Young foreign chap asks barmaid, "Can I have a One Point Six Six Four, please?" "A what?" "Uh, One Point Six Six Four?" "I'm sorry, sir we don't... oh, you mean...?" Pours him a pint of Kronenbourg.

Pot-bellied fifty-something man scurries in. The bar staff spot him and immediately start pouring a pint of Fosters. He grabs it and wolfs it down in one, his hands trembling. Five seconds later he is gone. I spot him entering a restaurant twenty yards up the hill.

At the bar are two almost identical people. He is willowy and camp, she is cropped and butch, but they have the same face. "We're brother and sister, you know," he tells me. Yes, but which is which? "Where do I know you from? I recognise your face?" "That's quite likely," I reply, "Lord knows it's been around enough."

Twenty minutes after he first came in, the fifty-something man from the restaurant is back. Another pint of Fosters disappears down his neck in five seconds flat. He rushes back to the restaurant. "Ooh," says the young camp barman, "if I knew a younger man who could swallow like that, I'd be a very happy man!"

The group of regulars at the bar pore over the escort ads in QX. "Ooh, that would keep you warm at night." "I've had him; he's not THAT big."

Restaurant man pops back in, despatches another pint of Fosters in five seconds, runs back to the restaurant.

Three Young People come in. The barman asks for proof of age. One of them pulls out a photocopy of a passport. Barman refuses to serve him. "But I'm 22!"

The quiz starts. "The first round is just like Family Fortunes - you know how that works." Do I look like the kind of person who watches crap telly on a Saturday evening?

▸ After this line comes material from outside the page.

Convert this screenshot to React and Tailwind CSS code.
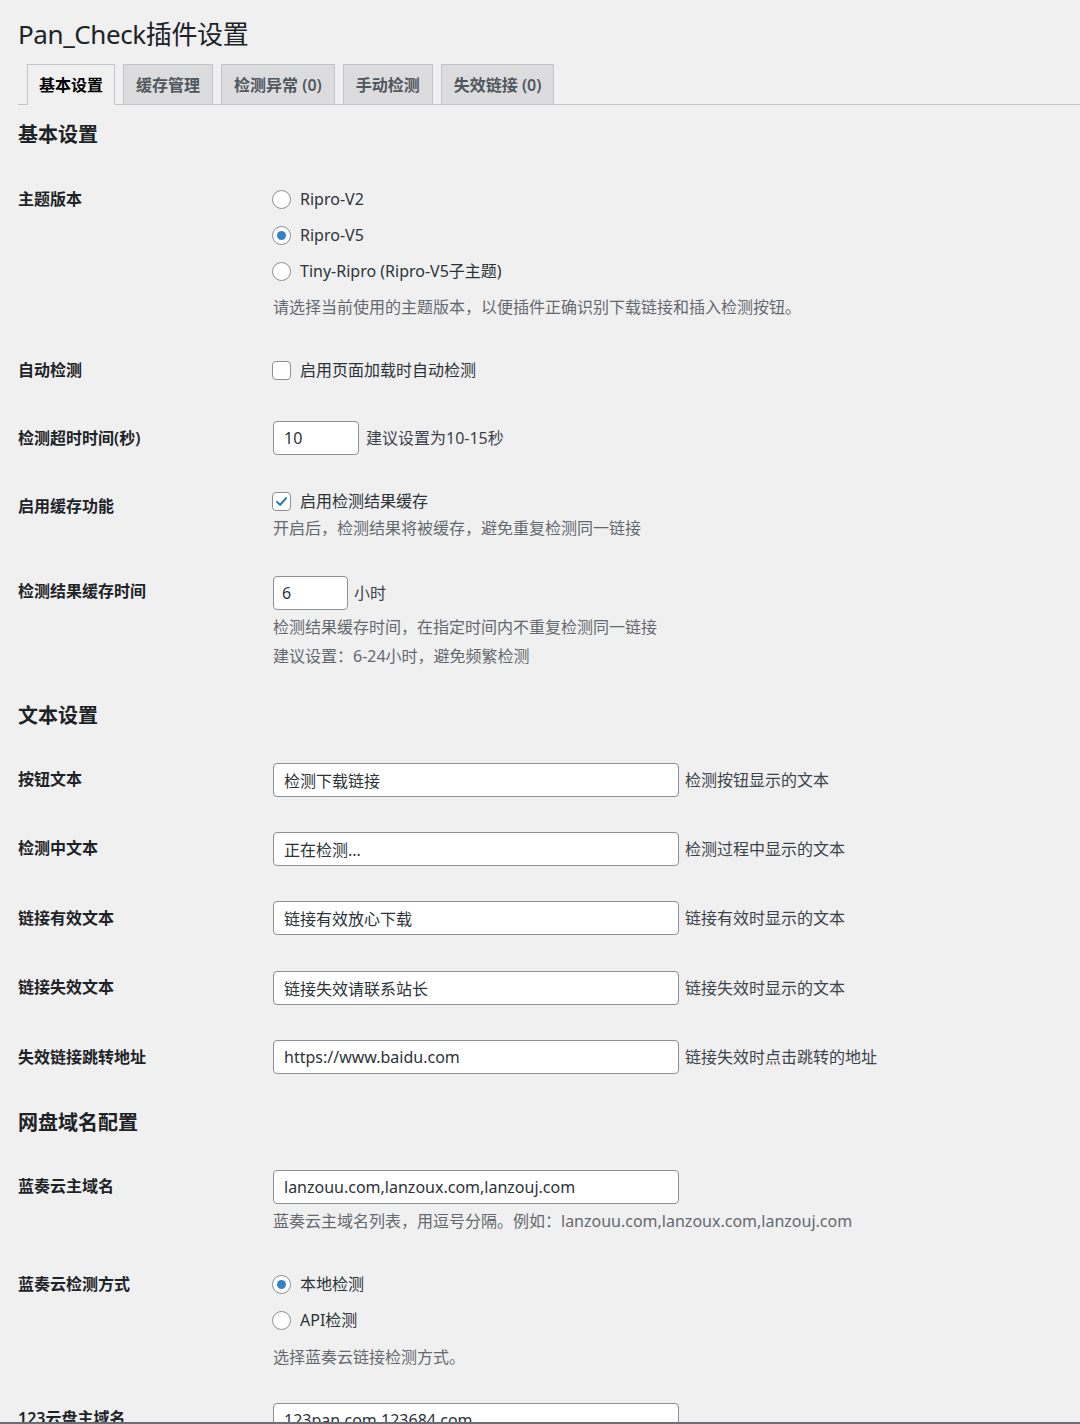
import React from "react";

const LABEL = "w-[255px] shrink-0 text-[16px] leading-[24px] font-semibold text-[#1d2327]";
const DESC = "text-[16px] leading-[24px] text-[#646970]";
const INLINE = "text-[16px] leading-[24px] text-[#3c434a]";

function Radio({ checked, label }) {
  return (
    <div className="flex items-center h-[36px] -ml-[1px]">
      <span className="w-[19px] h-[19px] rounded-full border border-[#8c8f94] bg-white flex items-center justify-center shrink-0 mr-[9px]">
        {checked && <span className="w-[9px] h-[9px] rounded-full bg-[#3582c4]" />}
      </span>
      <span className="text-[16px] text-[#2c3338]">{label}</span>
    </div>
  );
}

function Checkbox({ checked, label }) {
  return (
    <div className="flex items-center h-[24px] -ml-[1px]">
      <span className="w-[19px] h-[19px] rounded-[4px] border border-[#8c8f94] bg-white flex items-center justify-center shrink-0 mr-[9px]">
        {checked && (
          <svg width="15" height="15" viewBox="0 0 20 20">
            <path d="M4 10.5 L8.2 14.5 L16 5.5" fill="none" stroke="#2271b1" strokeWidth="2.6" strokeLinecap="round" strokeLinejoin="round" />
          </svg>
        )}
      </span>
      <span className="text-[16px] text-[#2c3338]">{label}</span>
    </div>
  );
}

function TextInput({ value, w, pl }) {
  return (
    <input
      readOnly
      value={value}
      className={`h-[34px] ${w} ${pl} border border-[#8c8f94] rounded-[4px] bg-white text-[16px] text-[#2c3338] outline-none font-[family-name:Noto_Sans,Noto_Sans_CJK_SC,sans-serif]`}
    />
  );
}

function Heading({ mt, children }) {
  return <h2 className={`${mt} text-[20px] leading-[28px] font-semibold text-[#1d2327]`}>{children}</h2>;
}

function TextRow({ mt, pt, label, value, note }) {
  return (
    <div className={`flex ${mt}`}>
      <div className={`${LABEL} ${pt}`}>{label}</div>
      <div className="flex items-center">
        <TextInput value={value} w="w-[406px]" pl="pl-[10px]" />
        <span className={`${INLINE} ml-[6px]`}>{note}</span>
      </div>
    </div>
  );
}

const tabs = [
  { t: "基本设置", active: true },
  { t: "缓存管理" },
  { t: "检测异常 (0)" },
  { t: "手动检测" },
  { t: "失效链接 (0)" },
];

export default function App() {
  return (
    <div className="h-[1424px] overflow-hidden border-b-2 border-[#6b6f74] bg-[#f0f0f1] font-[family-name:Noto_Sans,Noto_Sans_CJK_SC,sans-serif]">
      <div className="pl-[18px]">
        <h1 className="pt-[17px] text-[26px] leading-[34px] font-normal tracking-[-0.4px] text-[#1d2327]">Pan_Check插件设置</h1>

        <div className="mt-[13px] flex border-b border-[#c3c4c7] pl-[9px] gap-[8px]">
          {tabs.map((tab) => (
            <div
              key={tab.t}
              className={
                tab.active
                  ? "h-[41px] -mb-px px-[11px] flex items-center border border-[#c3c4c7] border-b-[#f0f0f1] bg-[#f0f0f1] text-[16px] font-semibold text-[#000]"
                  : "h-[41px] -mb-px px-[12px] flex items-center border border-[#c3c4c7] bg-[#dcdcde] text-[16px] font-semibold text-[#50575e]"
              }
            >
              {tab.t}
            </div>
          ))}
        </div>

        <Heading mt="mt-[16px]">基本设置</Heading>

        <div className="flex mt-[32px]">
          <div className={`${LABEL} pt-[6px]`}>主题版本</div>
          <div>
            <Radio label="Ripro-V2" />
            <Radio checked label="Ripro-V5" />
            <Radio label="Tiny-Ripro (Ripro-V5子主题)" />
            <p className={`${DESC} mt-[6px]`}>请选择当前使用的主题版本，以便插件正确识别下载链接和插入检测按钮。</p>
          </div>
        </div>

        <div className="flex mt-[39px]">
          <div className={LABEL}>自动检测</div>
          <Checkbox label="启用页面加载时自动检测" />
        </div>

        <div className="flex mt-[39px]">
          <div className={`${LABEL} pt-[5px]`}>检测超时时间(秒)</div>
          <div className="flex items-center">
            <TextInput value="10" w="w-[86px]" pl="pl-[10px]" />
            <span className={`${INLINE} ml-[7px]`}>建议设置为10-15秒</span>
          </div>
        </div>

        <div className="flex mt-[34px]">
          <div className={`${LABEL} pt-[5px]`}>启用缓存功能</div>
          <div>
            <Checkbox checked label="启用检测结果缓存" />
            <p className={`${DESC} mt-[3px]`}>开启后，检测结果将被缓存，避免重复检测同一链接</p>
          </div>
        </div>

        <div className="flex mt-[36px]">
          <div className={`${LABEL} pt-[3px]`}>检测结果缓存时间</div>
          <div>
            <div className="flex items-center">
              <TextInput value="6" w="w-[75px]" pl="pl-[8px]" />
              <span className={`${INLINE} ml-[6px]`}>小时</span>
            </div>
            <p className={`${DESC} mt-[5px]`}>检测结果缓存时间，在指定时间内不重复检测同一链接</p>
            <p className={`${DESC} mt-[5px]`}>建议设置：6-24小时，避免频繁检测</p>
          </div>
        </div>

        <Heading mt="mt-[34px]">文本设置</Heading>

        <TextRow mt="mt-[33px]" pt="pt-[4px]" label="按钮文本" value="检测下载链接" note="检测按钮显示的文本" />
        <TextRow mt="mt-[35px]" pt="pt-[4px]" label="检测中文本" value="正在检测..." note="检测过程中显示的文本" />
        <TextRow mt="mt-[35px]" pt="pt-[5px]" label="链接有效文本" value="链接有效放心下载" note="链接有效时显示的文本" />
        <TextRow mt="mt-[36px]" pt="pt-[4px]" label="链接失效文本" value="链接失效请联系站长" note="链接失效时显示的文本" />
        <TextRow mt="mt-[35px]" pt="pt-[5px]" label="失效链接跳转地址" value="https://www.baidu.com" note="链接失效时点击跳转的地址" />

        <Heading mt="mt-[35px]">网盘域名配置</Heading>

        <div className="flex mt-[33px]">
          <div className={`${LABEL} pt-[4px]`}>蓝奏云主域名</div>
          <div>
            <TextInput value="lanzouu.com,lanzoux.com,lanzouj.com" w="w-[406px]" pl="pl-[10px]" />
            <p className={`${DESC} mt-[5px]`}>蓝奏云主域名列表，用逗号分隔。例如：lanzouu.com,lanzoux.com,lanzouj.com</p>
          </div>
        </div>

        <div className="flex mt-[33px]">
          <div className={`${LABEL} pt-[6px]`}>蓝奏云检测方式</div>
          <div>
            <Radio checked label="本地检测" />
            <Radio label="API检测" />
            <p className={`${DESC} mt-[7px]`}>选择蓝奏云链接检测方式。</p>
          </div>
        </div>

        <div className="flex mt-[34px]">
          <div className={`${LABEL} pt-[3px]`}>123云盘主域名</div>
          <div>
            <TextInput value="123pan.com,123684.com" w="w-[406px]" pl="pl-[10px]" />
          </div>
        </div>
      </div>
    </div>
  );
}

Annoying "joker" at the bar shouts out stupid answers; totally random, as though he is reaching into his head and pulling out the first thing he finds there. "Name a famous cigar smoker:" "Marilyn Monroe!" "Name something you might see in a desert:" "Carol Vorderman!"

Three teams finish on the same high score. I am one of them. After lengthy adjudication, another team is declared the winner. I have no idea why.

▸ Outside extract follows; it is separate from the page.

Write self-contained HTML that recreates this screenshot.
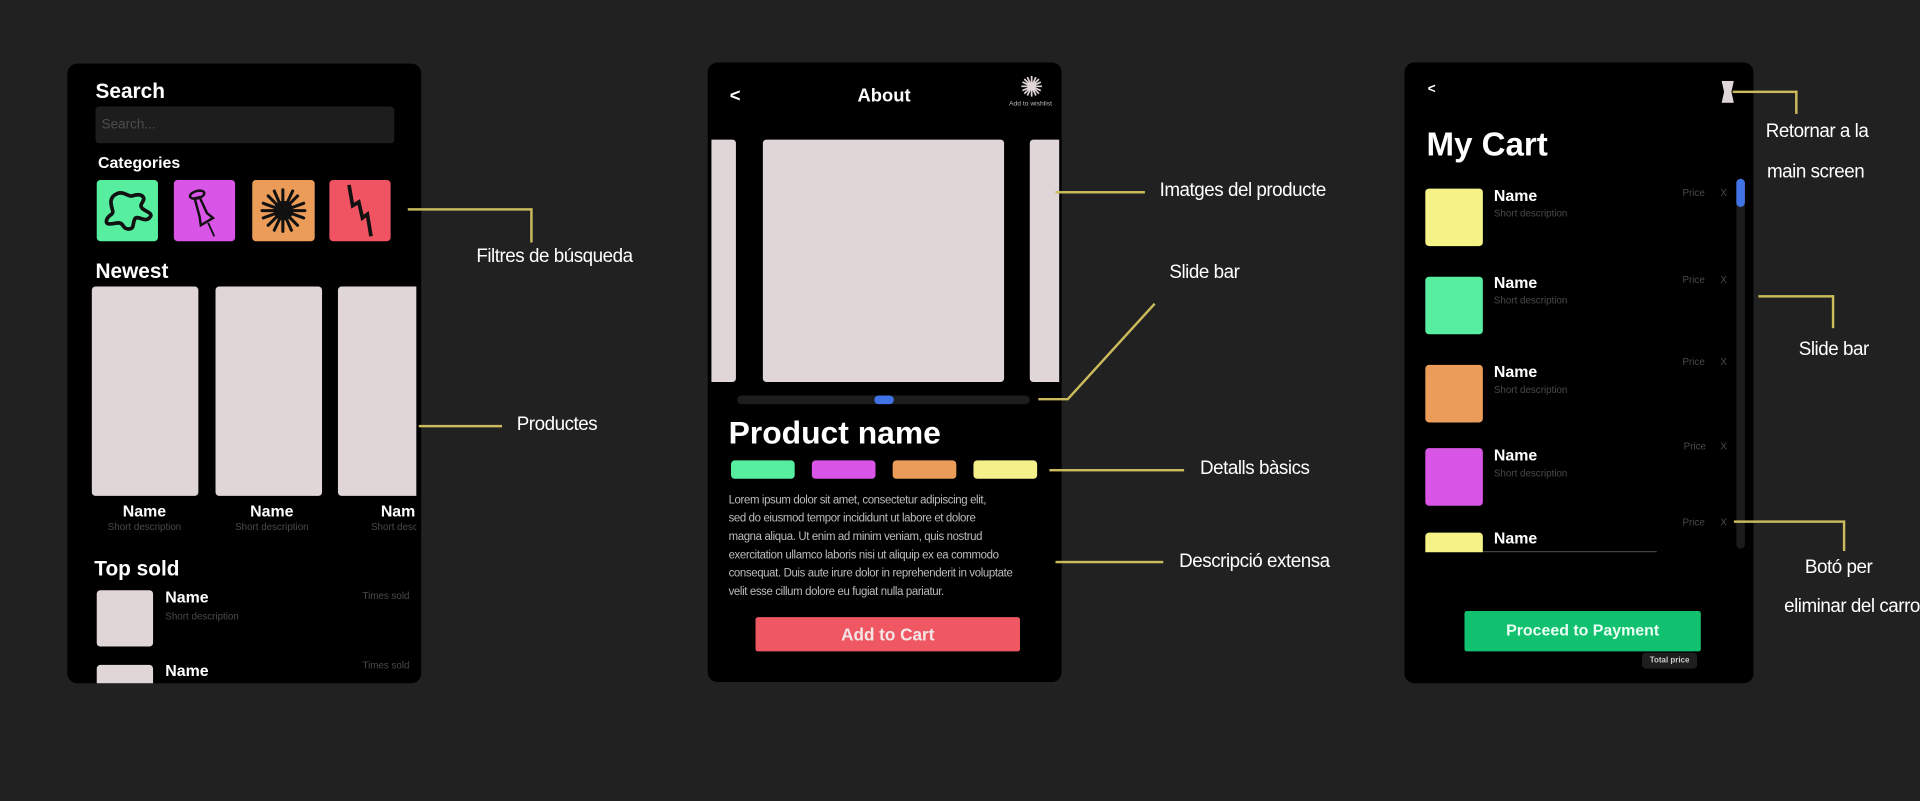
<!DOCTYPE html>
<html><head><meta charset="utf-8"><style>
html,body{margin:0;padding:0;background:#212121;width:1920px;height:800px;overflow:hidden}
#w{position:absolute;left:0;top:0;width:1568px;height:654px;transform:scale(1.22449);transform-origin:0 0;font-family:"Liberation Sans",Arial,sans-serif;color:#fff}
.a{position:absolute}
.ph{position:absolute;background:#000;border-radius:8px;overflow:hidden}
.b{font-weight:bold}
.g{color:#4a4a4a}
.card{background:#e0d6d7;border-radius:3px;position:absolute}
.ln{position:absolute;background:#cbbb5c}
.an{position:absolute;font-size:16px;letter-spacing:-0.4px;color:#fff;white-space:nowrap;transform:scaleX(0.96);transform-origin:0 0}
</style></head><body><div id="w">

<!-- Phone 1 -->
<div class="ph" style="left:55px;top:52px;width:289px;height:506px">
 <div class="a b" style="left:23px;top:13px;font-size:17px">Search</div>
 <div class="a" style="left:23px;top:35px;width:244px;height:30px;background:#1d1d1d;border-radius:3px"></div>
 <div class="a" style="left:28px;top:44px;font-size:11px;color:#4d4d4d">Search...</div>
 <div class="a b" style="left:25px;top:73px;font-size:13px">Categories</div>
 <div class="a" style="left:24px;top:95px;width:50px;height:50px;background:#57ee9f;border-radius:3px">
  <svg width="50" height="50" viewBox="0 0 50 50"><path d="M17 11c5-2 9 3 12 2s7-2 9 1-4 6-1 9 10 4 6 8-10-3-12 1 0 8-5 8-4-5-8-5-11 3-10-2 6-4 5-8-4-11 4-14z" fill="none" stroke="#111" stroke-width="3" stroke-linejoin="round"/></svg>
 </div>
 <div class="a" style="left:87px;top:95px;width:50px;height:50px;background:#d955e8;border-radius:3px">
  <svg width="50" height="50" viewBox="0 0 50 50"><ellipse cx="19" cy="12" rx="6" ry="3" fill="none" stroke="#111" stroke-width="2" transform="rotate(-15 19 12)"/><path d="M17 15l4-1 6 13 5 4-10 6-1-7z" fill="none" stroke="#111" stroke-width="2"/><path d="M28 35l5 11" stroke="#111" stroke-width="1.5"/></svg>
 </div>
 <div class="a" style="left:151px;top:95px;width:51px;height:50px;background:#eb9c59;border-radius:3px">
  <svg width="51" height="50" viewBox="0 0 51 50"><g stroke="#111" stroke-width="2.5" stroke-linecap="round"><path d="M25 8v34M8 25h35M13 13l24 24M37 13L13 37M18 9l14 32M33 9L18 41M9 19l33 12M9 31l33-12"/></g><circle cx="25.5" cy="25" r="8" fill="#111"/></svg>
 </div>
 <div class="a" style="left:214px;top:95px;width:50px;height:50px;background:#f05462;border-radius:3px">
  <svg width="50" height="50" viewBox="0 0 50 50"><path d="M16 4l3 17 5-3 3 13 4-3 3 18" fill="none" stroke="#111" stroke-width="3" stroke-linejoin="miter"/></svg>
 </div>
 <div class="a b" style="left:23px;top:160px;font-size:17px">Newest</div>
 <div class="card" style="left:20px;top:182px;width:87px;height:171px"></div>
 <div class="card" style="left:121px;top:182px;width:87px;height:171px"></div>
 <div class="card" style="left:221px;top:182px;width:64px;height:171px;border-radius:3px 0 0 3px"></div>
 <div class="a b" style="left:23px;top:358px;width:80px;text-align:center;font-size:13px">Name</div>
 <div class="a g" style="left:13px;top:374px;width:100px;text-align:center;font-size:8px">Short description</div>
 <div class="a b" style="left:127px;top:358px;width:80px;text-align:center;font-size:13px">Name</div>
 <div class="a g" style="left:117px;top:374px;width:100px;text-align:center;font-size:8px">Short description</div>
 <div class="a b" style="left:256px;top:358px;width:29px;overflow:hidden;font-size:13px">Nam</div>
 <div class="a g" style="left:248px;top:374px;font-size:8px;width:37px;overflow:hidden;white-space:nowrap">Short description</div>
 <div class="a b" style="left:22px;top:403px;font-size:17px">Top sold</div>
 <div class="card" style="left:24px;top:430px;width:46px;height:46px"></div>
 <div class="a b" style="left:80px;top:428px;font-size:13px">Name</div>
 <div class="a g" style="left:80px;top:447px;font-size:8px">Short description</div>
 <div class="a g" style="left:241px;top:430px;font-size:8px">Times sold</div>
 <div class="card" style="left:24px;top:491px;width:46px;height:30px"></div>
 <div class="a b" style="left:80px;top:488px;font-size:13px">Name</div>
 <div class="a g" style="left:241px;top:487px;font-size:8px">Times sold</div>
</div>

<!-- Phone 2 -->
<div class="ph" style="left:578px;top:51px;width:289px;height:506px">
 <div class="a b" style="left:18px;top:19px;font-size:15px">&lt;</div>
 <div class="a b" style="left:100px;top:19px;width:88px;text-align:center;font-size:15px">About</div>
 <svg class="a" style="left:256px;top:11px" width="17" height="17" viewBox="0 0 17 17"><g stroke="#e0d6d7" stroke-width="1.4"><path d="M8.5 0v17M0 8.5h17M2.5 2.5l12 12M14.5 2.5l-12 12M5 1l7 15M12 1L5 16M1 5l15 7M1 12l15-7"/></g><circle cx="8.5" cy="8.5" r="3" fill="#e0d6d7"/></svg>
 <div class="a" style="left:246px;top:31px;font-size:5.5px;color:#bbb">Add to wishlist</div>
 <div class="card" style="left:3px;top:63px;width:20px;height:198px;border-radius:0 3px 3px 0"></div>
 <div class="card" style="left:45px;top:63px;width:197px;height:198px"></div>
 <div class="card" style="left:263px;top:63px;width:24px;height:198px;border-radius:3px 0 0 3px"></div>
 <div class="a" style="left:24px;top:272px;width:239px;height:7px;background:#1d1d1d;border-radius:4px"></div>
 <div class="a" style="left:136px;top:272px;width:16px;height:7px;background:#3f73e6;border-radius:4px"></div>
 <div class="a b" style="left:17px;top:287px;font-size:26px">Product name</div>
 <div class="a" style="left:19px;top:325px;width:52px;height:15px;background:#57ee9f;border-radius:3px"></div>
 <div class="a" style="left:85px;top:325px;width:52px;height:15px;background:#d955e8;border-radius:3px"></div>
 <div class="a" style="left:151px;top:325px;width:52px;height:15px;background:#eb9c59;border-radius:3px"></div>
 <div class="a" style="left:217px;top:325px;width:52px;height:15px;background:#f5f08a;border-radius:3px"></div>
 <div class="a" style="left:17px;top:350px;width:290px;font-size:9.6px;letter-spacing:-0.3px;line-height:15px;color:#bdbdbd;transform:scaleX(0.97);transform-origin:0 0">Lorem ipsum dolor sit amet, consectetur adipiscing elit,<br>sed do eiusmod tempor incididunt ut labore et dolore<br>magna aliqua. Ut enim ad minim veniam, quis nostrud<br>exercitation ullamco laboris nisi ut aliquip ex ea commodo<br>consequat. Duis aute irure dolor in reprehenderit in voluptate<br>velit esse cillum dolore eu fugiat nulla pariatur.</div>
 <div class="a b" style="left:39px;top:453px;width:216px;height:28px;background:#ef5763;border-radius:2px;text-align:center;line-height:28px;font-size:14px;color:#f4e6e6">Add to Cart</div>
</div>

<!-- Phone 3 -->
<div class="ph" style="left:1147px;top:51px;width:285px;height:507px">
 <div class="a b" style="left:19px;top:16px;font-size:11px">&lt;</div>
 <svg class="a" style="left:259px;top:15px" width="10" height="18" viewBox="0 0 10 18"><path d="M0 0h10l-2 9 2 9H0l2-9z" fill="#e0d6d7"/></svg>
 <div class="a b" style="left:18px;top:52px;font-size:27px">My Cart</div>
 <div class="a" style="left:17px;top:103px;width:47px;height:47px;background:#f5f387;border-radius:3px"></div>
 <div class="a" style="left:17px;top:175px;width:47px;height:47px;background:#57ee9f;border-radius:3px"></div>
 <div class="a" style="left:17px;top:247px;width:47px;height:47px;background:#eb9c59;border-radius:3px"></div>
 <div class="a" style="left:17px;top:315px;width:47px;height:47px;background:#d955e8;border-radius:3px"></div>
 <div class="a" style="left:17px;top:384px;width:47px;height:16px;background:#f5f387;border-radius:3px 3px 0 0"></div>
 <div class="a" style="left:64px;top:399px;width:142px;height:1px;background:#444"></div>
 <div class="a b" style="left:73px;top:101px;font-size:13px">Name</div>
 <div class="a g" style="left:73px;top:119px;font-size:8px">Short description</div>
 <div class="a b" style="left:73px;top:172px;font-size:13px">Name</div>
 <div class="a g" style="left:73px;top:190px;font-size:8px">Short description</div>
 <div class="a b" style="left:73px;top:245px;font-size:13px">Name</div>
 <div class="a g" style="left:73px;top:263px;font-size:8px">Short description</div>
 <div class="a b" style="left:73px;top:313px;font-size:13px">Name</div>
 <div class="a g" style="left:73px;top:331px;font-size:8px">Short description</div>
 <div class="a b" style="left:73px;top:381px;font-size:13px">Name</div>
 <div class="a g" style="left:227px;top:102px;font-size:8px">Price</div><div class="a g" style="left:258px;top:102px;font-size:8px">X</div>
 <div class="a g" style="left:227px;top:173px;font-size:8px">Price</div><div class="a g" style="left:258px;top:173px;font-size:8px">X</div>
 <div class="a g" style="left:227px;top:240px;font-size:8px">Price</div><div class="a g" style="left:258px;top:240px;font-size:8px">X</div>
 <div class="a g" style="left:228px;top:309px;font-size:8px">Price</div><div class="a g" style="left:258px;top:309px;font-size:8px">X</div>
 <div class="a g" style="left:227px;top:371px;font-size:8px">Price</div><div class="a g" style="left:258px;top:371px;font-size:8px">X</div>
 <div class="a" style="left:271px;top:95px;width:7px;height:302px;background:#1c1c1c;border-radius:4px"></div>
 <div class="a" style="left:271px;top:95px;width:7px;height:23px;background:#3f73e6;border-radius:4px"></div>
 <div class="a b" style="left:49px;top:448px;width:193px;height:33px;background:#12c16f;border-radius:2px;text-align:center;line-height:32px;font-size:13px;color:#eafff3">Proceed to Payment</div>
 <div class="a b" style="left:194px;top:482px;width:45px;height:13px;background:#1e1e1e;border-radius:3px;text-align:center;line-height:13px;font-size:6.5px;color:#ccc">Total price</div>
</div>

<!-- annotations -->
<div class="ln" style="left:333px;top:170px;width:101px;height:2px"></div>
<div class="ln" style="left:433px;top:170px;width:2px;height:28px"></div>
<div class="an" style="left:389px;top:201px">Filtres de búsqueda</div>
<div class="ln" style="left:342px;top:347px;width:68px;height:2px"></div>
<div class="an" style="left:422px;top:338px">Productes</div>

<div class="ln" style="left:862px;top:156px;width:73px;height:2px"></div>
<div class="an" style="left:947px;top:147px">Imatges del producte</div>
<svg class="a" style="left:840px;top:220px" width="110" height="110"><path d="M8 106h24l71-78" fill="none" stroke="#cbbb5c" stroke-width="2"/></svg>
<div class="an" style="left:955px;top:214px">Slide bar</div>
<div class="ln" style="left:857px;top:383px;width:110px;height:2px"></div>
<div class="an" style="left:980px;top:374px">Detalls bàsics</div>
<div class="ln" style="left:862px;top:458px;width:88px;height:2px"></div>
<div class="an" style="left:963px;top:450px">Descripció extensa</div>

<div class="ln" style="left:1415px;top:74px;width:53px;height:2px"></div>
<div class="ln" style="left:1466px;top:74px;width:2px;height:19px"></div>
<div class="an" style="left:1442px;top:99px">Retornar a la</div>
<div class="an" style="left:1443px;top:132px">main screen</div>
<div class="ln" style="left:1436px;top:241px;width:61px;height:2px"></div>
<div class="ln" style="left:1496px;top:241px;width:2px;height:27px"></div>
<div class="an" style="left:1469px;top:277px">Slide bar</div>
<div class="ln" style="left:1416px;top:425px;width:90px;height:2px"></div>
<div class="ln" style="left:1505px;top:425px;width:2px;height:25px"></div>
<div class="an" style="left:1474px;top:455px">Botó per</div>
<div class="an" style="left:1457px;top:487px">eliminar del carro</div>

</div></body></html>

The second round is general knowledge, forty questions. Pretty easy questions. Young Oriental person next to me stares at me in amazement as I breeze through them. "What county are Milton Keynes and Aylesbury in?" Buckinghamshire. "Which of the seven dwarfs has the longest name?" Not Doc, Sleepy, Sneezy, Grumpy, Happy or the other one; must be Bashful.

I falter on the musicals round: "Which musical starred a lead character named Lina Lamont?" I have no idea - Sunset Boulevard? Wrong. I come a real cropper on the history round: "Who was elected prime minister in 1946?" Was Churchill re-elected? I don't know - I go for a name I vaguely remember: Anthony Eden. Very wrong.

I finish on 35 out of 40. The winning team - team, note, team - get 37.

Restaurant man comes back in, another pint, another five seconds, another dash back to the restaurant. I ask the barman, "who is he?" "He's the chef at that restaurant." Tip to Hampstead residents: don't eat at the place with the stripy awning, next to Waterstones.

Oriental person coos at me, "Wow, you're so clever." "Yeah, you know." "My name is Jeff." "You're from... let me see... the Philippines?" "Oh my god, how do you know that? You know the hospital at the top of the hill? I stay in the residence there." "You're a nurse? I mean, I suppose you could be a doctor, but, er..." "Do you want to come back with me?" "Oh, I don't think so."

I totter off down the hill, taking hundreds of blurred photographs of moonlit churchyards and graveyards and pavements and reflections and unidentified objects. I may be drunk, but I'm an arty drunk. I gash my shin on a gravestone. I stop at an all-night corner shop and buy two bags of crisps and a packet of fruit shortbread biscuits. I know this only because I find the wrappers in my bed the next morning.

And, yes, the gents' toilet does still smell like fish fingers.